TASK OBJECTIVE
Find every line in the records below that holds the word "this" and copy it.

(Dataset items)
- - - -
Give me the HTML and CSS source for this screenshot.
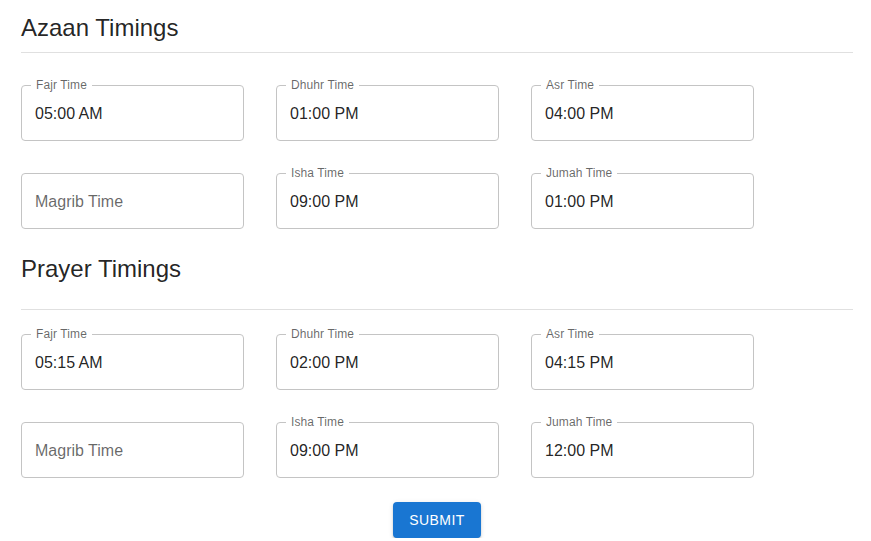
FILE: index.html
```html
<!DOCTYPE html>
<html>
<head>
<meta charset="utf-8">
<link rel="stylesheet" href="styles.css">
</head>
<body>
<div class="page">
  <h2 class="title first">Azaan Timings</h2>
  <hr class="divider">
  <div class="grid">
    <div class="field"><span class="label">Fajr Time</span><span class="value">05:00 AM</span></div>
    <div class="field"><span class="label">Dhuhr Time</span><span class="value">01:00 PM</span></div>
    <div class="field"><span class="label">Asr Time</span><span class="value">04:00 PM</span></div>
    <div class="field"><span class="placeholder">Magrib Time</span></div>
    <div class="field"><span class="label">Isha Time</span><span class="value">09:00 PM</span></div>
    <div class="field"><span class="label">Jumah Time</span><span class="value">01:00 PM</span></div>
  </div>
  <h2 class="title second">Prayer Timings</h2>
  <hr class="divider divider2">
  <div class="grid">
    <div class="field"><span class="label">Fajr Time</span><span class="value">05:15 AM</span></div>
    <div class="field"><span class="label">Dhuhr Time</span><span class="value">02:00 PM</span></div>
    <div class="field"><span class="label">Asr Time</span><span class="value">04:15 PM</span></div>
    <div class="field"><span class="placeholder">Magrib Time</span></div>
    <div class="field"><span class="label">Isha Time</span><span class="value">09:00 PM</span></div>
    <div class="field"><span class="label">Jumah Time</span><span class="value">12:00 PM</span></div>
  </div>
  <div class="actions">
    <button class="submit">SUBMIT</button>
  </div>
</div>
</body>
</html>
```
FILE: styles.css
```css
* { box-sizing: border-box; }
html, body {
  margin: 0;
  padding: 0;
  background: #fff;
  font-family: "Liberation Sans", Arial, sans-serif;
  color: rgba(0,0,0,0.87);
}
.page {
  width: 832px;
  margin-left: 21px;
}
.title {
  margin: 0;
  font-size: 24px;
  font-weight: 400;
  line-height: 32px;
  color: rgba(0,0,0,0.87);
}
.title.first { padding-top: 12px; }
.title.second { margin-top: 24px; }
.divider {
  margin: 8px 0 32px;
  border: 0;
  border-top: 1px solid #e0e0e0;
  height: 0;
}
.divider2 { margin: 24px 0 24px; }
.grid {
  display: grid;
  grid-template-columns: repeat(3, 223px);
  column-gap: 32px;
  row-gap: 32px;
}
.field {
  position: relative;
  height: 56px;
  border: 1px solid #c4c4c4;
  border-radius: 4px;
  display: flex;
  align-items: center;
  padding: 1px 13px 0;
}
.label {
  position: absolute;
  left: 9px;
  top: -8px;
  padding: 0 5px;
  background: #fff;
  font-size: 12px;
  line-height: 14px;
  color: rgba(0,0,0,0.6);
  letter-spacing: 0.1px;
}
.value {
  font-size: 16px;
  color: rgba(0,0,0,0.87);
}
.placeholder {
  font-size: 16px;
  color: rgba(0,0,0,0.6);
}
.actions {
  display: flex;
  justify-content: center;
  margin-top: 24px;
}
.submit {
  width: 88px;
  height: 36px;
  border: 0;
  border-radius: 4px;
  background: #1976d2;
  color: #fff;
  font-family: "Liberation Sans", Arial, sans-serif;
  font-size: 14px;
  font-weight: 400;
  letter-spacing: 0.4px;
  box-shadow: 0 3px 1px -2px rgba(0,0,0,0.2), 0 2px 2px 0 rgba(0,0,0,0.14), 0 1px 5px 0 rgba(0,0,0,0.12);
  cursor: pointer;
}
```
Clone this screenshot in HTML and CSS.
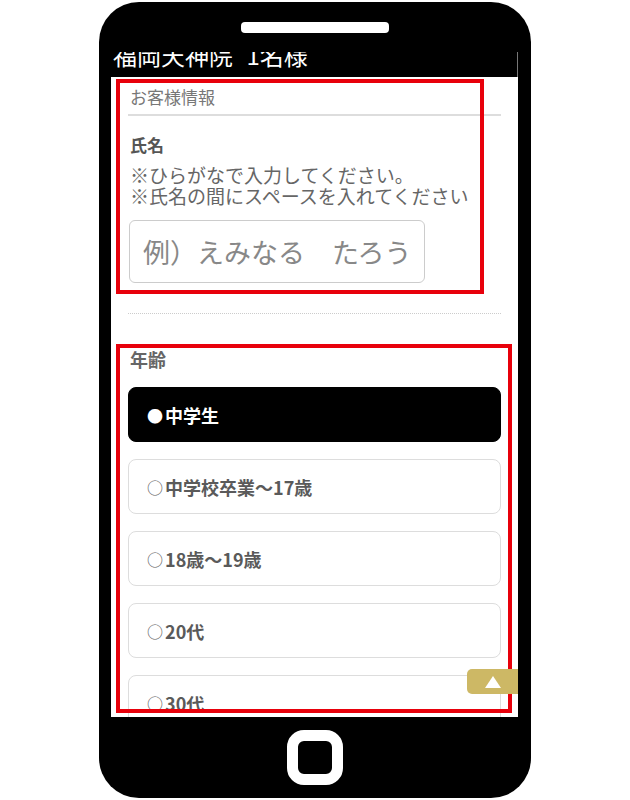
FILE: index.html
```html
<!DOCTYPE html>
<html lang="ja">
    <head>
        <meta charset="UTF-8">
        <meta name="viewport" content="width=device-width, initial-scale=1.0">
        <title>お客様情報</title>
        <link rel="stylesheet" href="styles.css">
    </head>
    <body>
        <div class="phone">
            <div class="speaker"></div>
            <div class="screen">
                <div class="site-header">
                    <div class="site-title">福岡天神院 <span class="site-count">1名様</span></div>
                </div>
                <div class="form-body">
                    <h3 class="form-heading">お客様情報</h3>
                    <div class="field">
                        <div class="field-label">氏名</div>
                        <p class="field-note">※ひらがなで入力してください。<br>※氏名の間にスペースを入れてください</p>
                        <input class="text-input" type="text" placeholder="例）えみなる　たろう">
                    </div>
                    <hr class="divider">
                    <div class="field">
                        <div class="field-label age-label">年齢</div>
                        <div class="options">
                            <div class="option selected"><span class="option-mark">●</span>中学生</div>
                            <div class="option"><span class="option-mark">○</span>中学校卒業〜17歳</div>
                            <div class="option"><span class="option-mark">○</span>18歳〜19歳</div>
                            <div class="option"><span class="option-mark">○</span>20代</div>
                            <div class="option"><span class="option-mark">○</span>30代</div>
                        </div>
                    </div>
                </div>
                <!-- annotation boxes -->
                <div class="mark mark-name"></div>
                <div class="mark mark-age"></div>
                <div class="to-top"><span class="to-top-arrow"></span></div>
            </div>
            <div class="home-button"></div>
        </div>
    </body>
</html>
```

FILE: styles.css
```css
body {
    margin: 0;
    background-color: #fff;
    font-family: "Noto Sans CJK JP", "Noto Sans", sans-serif;
}
.phone {
    width: 432px;
    height: 796px;
    margin: 2px auto 0;
    padding: 20px 0 13px;
    box-sizing: border-box;
    background-color: #000;
    border-radius: 40px;
    display: flex;
    flex-direction: column;
    align-items: center;
}
.speaker {
    width: 148px;
    height: 11px;
    background-color: #fff;
    border-radius: 4px;
    flex-shrink: 0;
}
.screen {
    position: relative;
    align-self: stretch;
    height: 665px;
    margin: 19px 13px 0 12px;
    background-color: #fff;
    overflow: hidden;
    flex-shrink: 0;
}
.home-button {
    width: 56px;
    height: 55px;
    margin-top: 13px;
    box-sizing: border-box;
    border: 11px solid #fff;
    border-radius: 17px;
    flex-shrink: 0;
}
.site-header {
    margin-top: -10px;
    padding: 0 0 10px 2px;
    background-color: #000;
    border-right: 1px solid #777;
}
.site-title {
    color: #fff;
    font-size: 24px;
    line-height: 25px;
    white-space: nowrap;
}
.site-count {
    margin-left: 8px;
}
.form-body {
    padding: 11px 17px 0;
}
.form-heading {
    margin: 0;
    padding: 0 0 9px 2px;
    border-bottom: 2px solid #ddd;
    font-size: 17px;
    line-height: 17px;
    font-weight: normal;
    color: #777;
}
.field-label {
    margin-top: 20px;
    padding-left: 2px;
    font-size: 17px;
    line-height: 17px;
    font-weight: bold;
    color: #555;
}
.field-note {
    margin: 11px 0 0;
    padding-left: 2px;
    font-size: 19px;
    line-height: 21px;
    color: #666;
    white-space: nowrap;
}
.text-input {
    display: block;
    width: 296px;
    height: 63px;
    margin: 14px 0 0 1px;
    padding: 0 13px;
    box-sizing: border-box;
    border: 1px solid #ccc;
    border-radius: 6px;
    font-family: inherit;
    font-size: 27px;
    color: #555;
    -webkit-appearance: none;
}
.text-input::placeholder {
    color: #888;
}
.divider {
    margin: 30px 0 0;
    border: 0;
    border-top: 1px dotted #ccc;
}
.age-label {
    margin-top: 36px;
    font-size: 18px;
    line-height: 18px;
    color: #666;
}
.options {
    margin-top: 19px;
    display: flex;
    flex-direction: column;
    gap: 17px;
}
.option {
    height: 55px;
    padding-left: 18px;
    box-sizing: border-box;
    display: flex;
    align-items: center;
    border: 1px solid #ddd;
    border-radius: 8px;
    font-size: 18px;
    font-weight: bold;
    color: #5a5a5a;
    flex-shrink: 0;
}
.option-mark {
    margin-right: 2px;
    font-size: 16px;
    font-weight: normal;
}
.option.selected {
    background-color: #000;
    border-color: #000;
    color: #fff;
}
.mark {
    position: absolute;
    left: 5px;
    border: 4px solid #e8000b;
    box-sizing: border-box;
}
.mark-name {
    top: 27px;
    width: 368px;
    height: 215px;
}
.mark-age {
    top: 292px;
    width: 396px;
    height: 369px;
}
.to-top {
    position: absolute;
    top: 617px;
    right: 0;
    width: 51px;
    height: 25px;
    background-color: #cdb865;
    border-radius: 5px 0 0 5px;
    display: flex;
    align-items: center;
    justify-content: center;
}
.to-top-arrow {
    width: 0;
    height: 0;
    border-left: 8px solid transparent;
    border-right: 8px solid transparent;
    border-bottom: 12px solid #fff;
}
```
- - - -
RESULT BELOW
Give me the HTML and CSS source for this screenshot.
Clone this screenshot in HTML and CSS.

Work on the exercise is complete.